• _Your goal_
Copy the material that follows word for word and omit its pictures.

--------

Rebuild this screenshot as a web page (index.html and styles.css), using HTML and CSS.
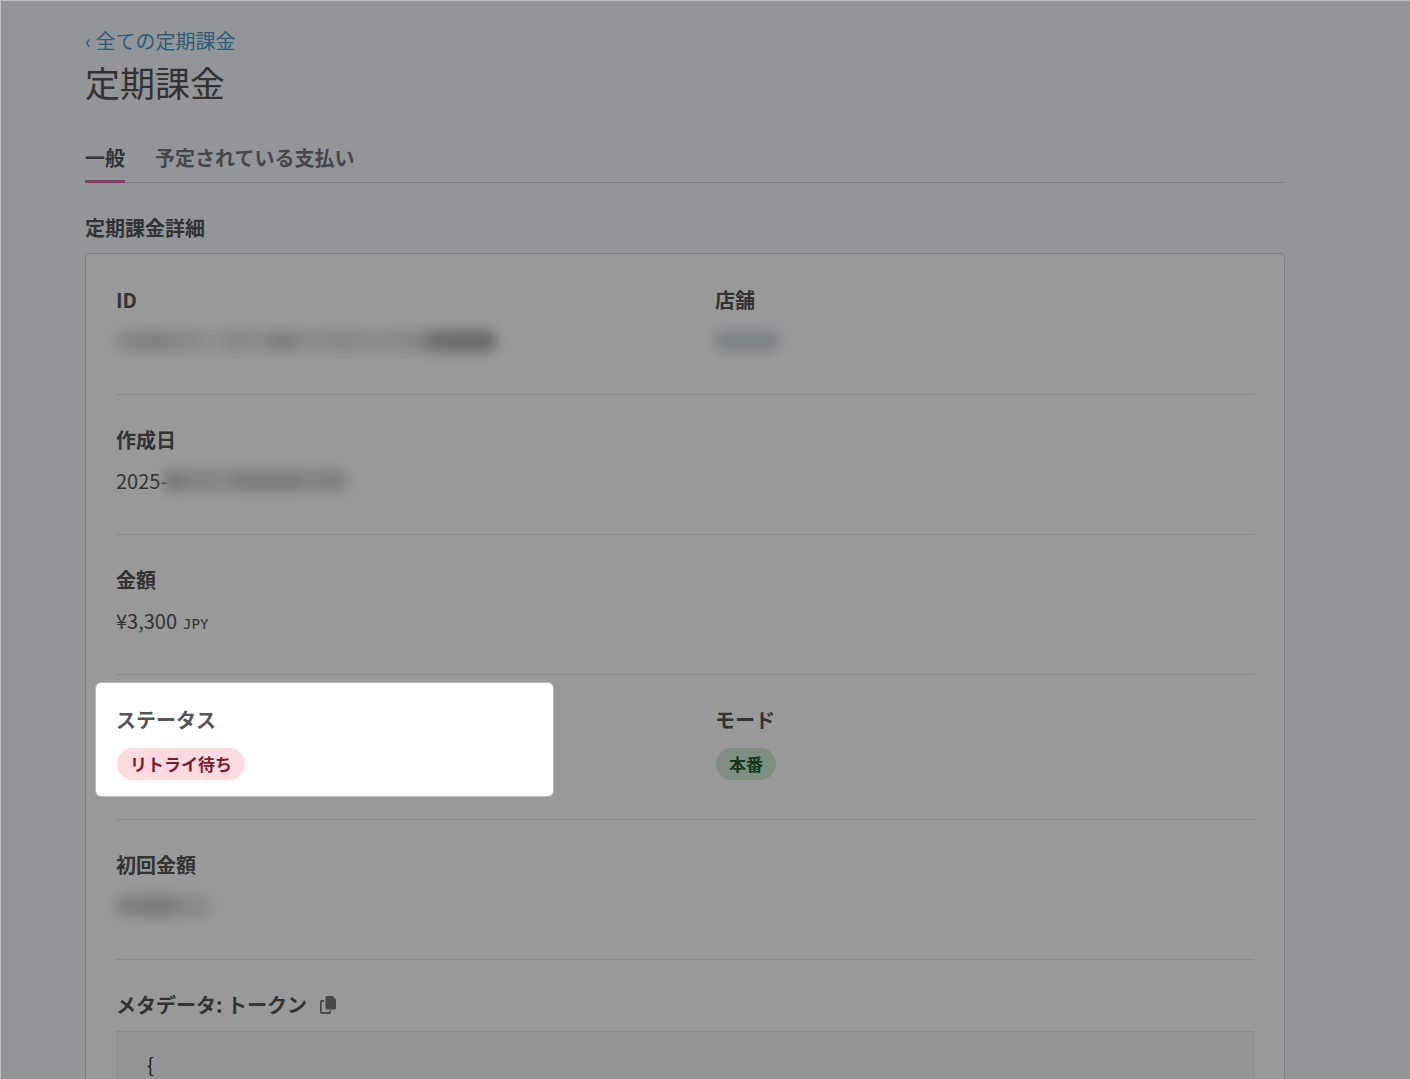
FILE: index.html
```html
<!DOCTYPE html>
<html lang="ja">
<head>
<meta charset="utf-8">
<title>定期課金</title>
<meta name="viewport" content="width=device-width, initial-scale=1">
<link rel="stylesheet" href="styles.css">
</head>
<body>
<main class="page">
  <header>
    <a class="back" href="#all">‹ 全ての定期課金</a>
    <h1 class="title">定期課金</h1>
  </header>
  <nav class="tabs">
    <a class="tab tab-active" href="#general" aria-current="page">一般</a>
    <a class="tab" href="#scheduled">予定されている支払い</a>
  </nav>
  <h2 class="section-title">定期課金詳細</h2>
  <section class="card">
    <div class="row">
      <div class="cell">
        <h3 class="label">ID</h3>
        <p class="value"><span class="redacted redacted-id"></span></p>
      </div>
      <div class="cell">
        <h3 class="label">店舗</h3>
        <p class="value"><span class="redacted redacted-store"></span></p>
      </div>
    </div>
    <div class="row">
      <div class="cell">
        <h3 class="label">作成日</h3>
        <p class="value">2025-<span class="redacted redacted-date"></span></p>
      </div>
    </div>
    <div class="row">
      <div class="cell">
        <h3 class="label">金額</h3>
        <p class="value amount">¥3,300 <span class="currency">JPY</span></p>
      </div>
    </div>
    <div class="row">
      <div class="cell">
        <div class="spotlight"></div>
        <h3 class="label">ステータス</h3>
        <p class="value value-badge"><span class="badge badge-danger">リトライ待ち</span></p>
      </div>
      <div class="cell">
        <h3 class="label">モード</h3>
        <p class="value value-badge"><span class="badge badge-success">本番</span></p>
      </div>
    </div>
    <div class="row">
      <div class="cell">
        <h3 class="label">初回金額</h3>
        <p class="value"><span class="redacted redacted-first"></span></p>
      </div>
    </div>
    <div class="metadata">
      <div class="metadata-head">
        <h3 class="label">メタデータ: トークン</h3>
        <button class="copy" type="button" aria-label="コピー">
          <svg width="16" height="18" viewBox="0 0 16 18" aria-hidden="true">
            <path d="M4 5H1.8Q.8 5 .8 6v10q0 1 1 1h7.4q1 0 1-1v-1.500" fill="none" stroke="currentColor" stroke-width="1.8"/>
            <path d="M7 0h5.400L16 3.400V12q0 1.500-1.500 1.500H7Q5.500 13.500 5.500 12V1.500Q5.500 0 7 0z" fill="currentColor"/>
          </svg>
        </button>
      </div>
      <pre class="code">{</pre>
    </div>
  </section>
</main>
</body>
</html>
```
FILE: styles.css
```css
* { box-sizing: border-box; }

body {
  margin: 0;
  min-height: 100vh;
  padding: 1px 0 0 1px;
  display: flex;
  background: #bcc2c5;
  color: #555;
  font: 20px/30px "Noto Sans CJK JP", sans-serif;
}

h1, h2, h3, p, pre { margin: 0; font-size: inherit; }

.page {
  flex: 1;
  display: flex;
  flex-direction: column;
  padding: 25px 125px 0 84px;
  overflow: hidden;
  background: #f3faff;
}

.back {
  color: #4a9dca;
  text-decoration: none;
}

.title {
  font-size: 35px;
  line-height: 52px;
  font-weight: 400;
}

.tabs {
  display: flex;
  gap: 30px;
  margin-top: 35px;
  box-shadow: inset 0 -1px #d5d5d5;
}

.tab {
  padding-bottom: 7px;
  border-bottom: 3px solid transparent;
  color: #777;
  font-weight: 700;
  text-decoration: none;
}

.tab-active {
  border-color: #e661a3;
  color: #555;
}

.section-title {
  margin: 30px 0 10px;
  font-weight: 700;
}

.card {
  flex: 1;
  display: flex;
  flex-direction: column;
  padding: 1px 30px 0;
  border: 1px solid #d5d5d5;
  border-bottom: 0;
  border-radius: 5px 5px 0 0;
  background: #fff;
}

.row {
  display: grid;
  grid-template-columns: 1fr 1fr;
  gap: 60px;
  padding: 30px 0 38px;
  border-bottom: 1px solid #e6e6e6;
}

.cell {
  position: relative;
  display: flex;
  flex-direction: column;
  gap: 11px;
}

.label { font-weight: 700; }

.value {
  display: flex;
  align-items: center;
  min-height: 30px;
}

.value-badge { min-height: 35px; }

.amount {
  align-items: baseline;
  gap: 6px;
}

.currency { font: 14px/20px "DejaVu Sans Mono", monospace; }

.badge {
  margin-left: 1px;
  padding: 0 13px;
  border-radius: 16px;
  font-size: 17px;
  line-height: 32px;
  font-weight: 700;
}

.badge-danger { background: #ffdbe1; color: #7a1a2a; }
.badge-success { background: #d4edda; color: #1c5e30; }

/* Hidden values */
.redacted {
  height: 22px;
  border-radius: 8px;
  filter: blur(6px);
}

.redacted-id {
  width: 380px;
  background: linear-gradient(90deg, #e4e4e4 0, #d6d6d6 10%, #e8e8e8 22%, #f2f2f2 25%, #dedede 32%, #eaeaea 37%, #d2d2d2 43%, #eaeaea 51%, #dedede 60%, #ececec 68%, #dcdcdc 80%, #b8b8b8 84%, #b0b0b0 100%);
}

.redacted-store { width: 64px; background: #cfdce3; }

.redacted-date {
  width: 184px;
  margin-left: -4px;
  background: linear-gradient(90deg, #c4c4c4 0, #d4d4d4 12%, #dedede 20%, #d6d6d6 25%, #e4e4e4 31%, #d2d2d2 42%, #d2d2d2 75%, #e0e0e0 80%, #d2d2d2 90%, #d8d8d8 100%);
}

.redacted-first {
  width: 94px;
  background: linear-gradient(90deg, #d8d8d8 0, #cccccc 50%, #e0e0e0 70%, #e6e6e6 100%);
}

/* Window in the dimming layer */
.spotlight {
  position: absolute;
  z-index: 10;
  top: -22px;
  bottom: -15px;
  left: -20px;
  width: 457px;
  border-radius: 5px;
  box-shadow: 0 0 0 1px rgba(255, 255, 255, .3), 0 0 0 4000px rgba(0, 0, 0, .4);
  pointer-events: none;
}

.metadata {
  flex: 1;
  display: flex;
  flex-direction: column;
  gap: 11px;
  padding-top: 30px;
}

.metadata-head {
  display: flex;
  align-items: center;
  gap: 13px;
}

.copy {
  display: flex;
  padding: 0;
  border: 0;
  background: none;
  color: #777;
}

.code {
  flex: 1;
  padding: 20px 30px 0;
  border: 1px solid #e6e6e6;
  border-bottom: 0;
  background: #f8f8f8;
  color: #2a3145;
  font: inherit;
  line-height: 26px;
}
```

--------

• _Solution to this exercise_
Rebuild this screenshot as a web page (index.html and styles.css), using HTML and CSS.
FILE: index.html
```html
<!DOCTYPE html>
<html lang="ja">
<head>
<meta charset="utf-8">
<title>定期課金</title>
<meta name="viewport" content="width=device-width, initial-scale=1">
<link rel="stylesheet" href="styles.css">
</head>
<body>
<main class="page">
  <header>
    <a class="back" href="#all">‹ 全ての定期課金</a>
    <h1 class="title">定期課金</h1>
  </header>
  <nav class="tabs">
    <a class="tab tab-active" href="#general" aria-current="page">一般</a>
    <a class="tab" href="#scheduled">予定されている支払い</a>
  </nav>
  <h2 class="section-title">定期課金詳細</h2>
  <section class="card">
    <div class="row">
      <div class="cell">
        <h3 class="label">ID</h3>
        <p class="value"><span class="redacted redacted-id"></span></p>
      </div>
      <div class="cell">
        <h3 class="label">店舗</h3>
        <p class="value"><span class="redacted redacted-store"></span></p>
      </div>
    </div>
    <div class="row">
      <div class="cell">
        <h3 class="label">作成日</h3>
        <p class="value">2025-<span class="redacted redacted-date"></span></p>
      </div>
    </div>
    <div class="row">
      <div class="cell">
        <h3 class="label">金額</h3>
        <p class="value amount">¥3,300 <span class="currency">JPY</span></p>
      </div>
    </div>
    <div class="row">
      <div class="cell">
        <div class="spotlight"></div>
        <h3 class="label">ステータス</h3>
        <p class="value value-badge"><span class="badge badge-danger">リトライ待ち</span></p>
      </div>
      <div class="cell">
        <h3 class="label">モード</h3>
        <p class="value value-badge"><span class="badge badge-success">本番</span></p>
      </div>
    </div>
    <div class="row">
      <div class="cell">
        <h3 class="label">初回金額</h3>
        <p class="value"><span class="redacted redacted-first"></span></p>
      </div>
    </div>
    <div class="metadata">
      <div class="metadata-head">
        <h3 class="label">メタデータ: トークン</h3>
        <button class="copy" type="button" aria-label="コピー">
          <svg width="16" height="18" viewBox="0 0 16 18" aria-hidden="true">
            <path d="M4 5H1.8Q.8 5 .8 6v10q0 1 1 1h7.4q1 0 1-1v-1.500" fill="none" stroke="currentColor" stroke-width="1.8"/>
            <path d="M7 0h5.400L16 3.400V12q0 1.500-1.500 1.500H7Q5.500 13.500 5.500 12V1.500Q5.500 0 7 0z" fill="currentColor"/>
          </svg>
        </button>
      </div>
      <pre class="code">{</pre>
    </div>
  </section>
</main>
</body>
</html>
```
FILE: styles.css
```css
* { box-sizing: border-box; }

body {
  margin: 0;
  min-height: 100vh;
  padding: 1px 0 0 1px;
  display: flex;
  background: #bcc2c5;
  color: #555;
  font: 20px/30px "Noto Sans CJK JP", sans-serif;
}

h1, h2, h3, p, pre { margin: 0; font-size: inherit; }

.page {
  flex: 1;
  display: flex;
  flex-direction: column;
  padding: 25px 125px 0 84px;
  overflow: hidden;
  background: #f3faff;
}

.back {
  color: #4a9dca;
  text-decoration: none;
}

.title {
  font-size: 35px;
  line-height: 52px;
  font-weight: 400;
}

.tabs {
  display: flex;
  gap: 30px;
  margin-top: 35px;
  box-shadow: inset 0 -1px #d5d5d5;
}

.tab {
  padding-bottom: 7px;
  border-bottom: 3px solid transparent;
  color: #777;
  font-weight: 700;
  text-decoration: none;
}

.tab-active {
  border-color: #e661a3;
  color: #555;
}

.section-title {
  margin: 30px 0 10px;
  font-weight: 700;
}

.card {
  flex: 1;
  display: flex;
  flex-direction: column;
  padding: 1px 30px 0;
  border: 1px solid #d5d5d5;
  border-bottom: 0;
  border-radius: 5px 5px 0 0;
  background: #fff;
}

.row {
  display: grid;
  grid-template-columns: 1fr 1fr;
  gap: 60px;
  padding: 30px 0 38px;
  border-bottom: 1px solid #e6e6e6;
}

.cell {
  position: relative;
  display: flex;
  flex-direction: column;
  gap: 11px;
}

.label { font-weight: 700; }

.value {
  display: flex;
  align-items: center;
  min-height: 30px;
}

.value-badge { min-height: 35px; }

.amount {
  align-items: baseline;
  gap: 6px;
}

.currency { font: 14px/20px "DejaVu Sans Mono", monospace; }

.badge {
  margin-left: 1px;
  padding: 0 13px;
  border-radius: 16px;
  font-size: 17px;
  line-height: 32px;
  font-weight: 700;
}

.badge-danger { background: #ffdbe1; color: #7a1a2a; }
.badge-success { background: #d4edda; color: #1c5e30; }

/* Hidden values */
.redacted {
  height: 22px;
  border-radius: 8px;
  filter: blur(6px);
}

.redacted-id {
  width: 380px;
  background: linear-gradient(90deg, #e4e4e4 0, #d6d6d6 10%, #e8e8e8 22%, #f2f2f2 25%, #dedede 32%, #eaeaea 37%, #d2d2d2 43%, #eaeaea 51%, #dedede 60%, #ececec 68%, #dcdcdc 80%, #b8b8b8 84%, #b0b0b0 100%);
}

.redacted-store { width: 64px; background: #cfdce3; }

.redacted-date {
  width: 184px;
  margin-left: -4px;
  background: linear-gradient(90deg, #c4c4c4 0, #d4d4d4 12%, #dedede 20%, #d6d6d6 25%, #e4e4e4 31%, #d2d2d2 42%, #d2d2d2 75%, #e0e0e0 80%, #d2d2d2 90%, #d8d8d8 100%);
}

.redacted-first {
  width: 94px;
  background: linear-gradient(90deg, #d8d8d8 0, #cccccc 50%, #e0e0e0 70%, #e6e6e6 100%);
}

/* Window in the dimming layer */
.spotlight {
  position: absolute;
  z-index: 10;
  top: -22px;
  bottom: -15px;
  left: -20px;
  width: 457px;
  border-radius: 5px;
  box-shadow: 0 0 0 1px rgba(255, 255, 255, .3), 0 0 0 4000px rgba(0, 0, 0, .4);
  pointer-events: none;
}

.metadata {
  flex: 1;
  display: flex;
  flex-direction: column;
  gap: 11px;
  padding-top: 30px;
}

.metadata-head {
  display: flex;
  align-items: center;
  gap: 13px;
}

.copy {
  display: flex;
  padding: 0;
  border: 0;
  background: none;
  color: #777;
}

.code {
  flex: 1;
  padding: 20px 30px 0;
  border: 1px solid #e6e6e6;
  border-bottom: 0;
  background: #f8f8f8;
  color: #2a3145;
  font: inherit;
  line-height: 26px;
}
```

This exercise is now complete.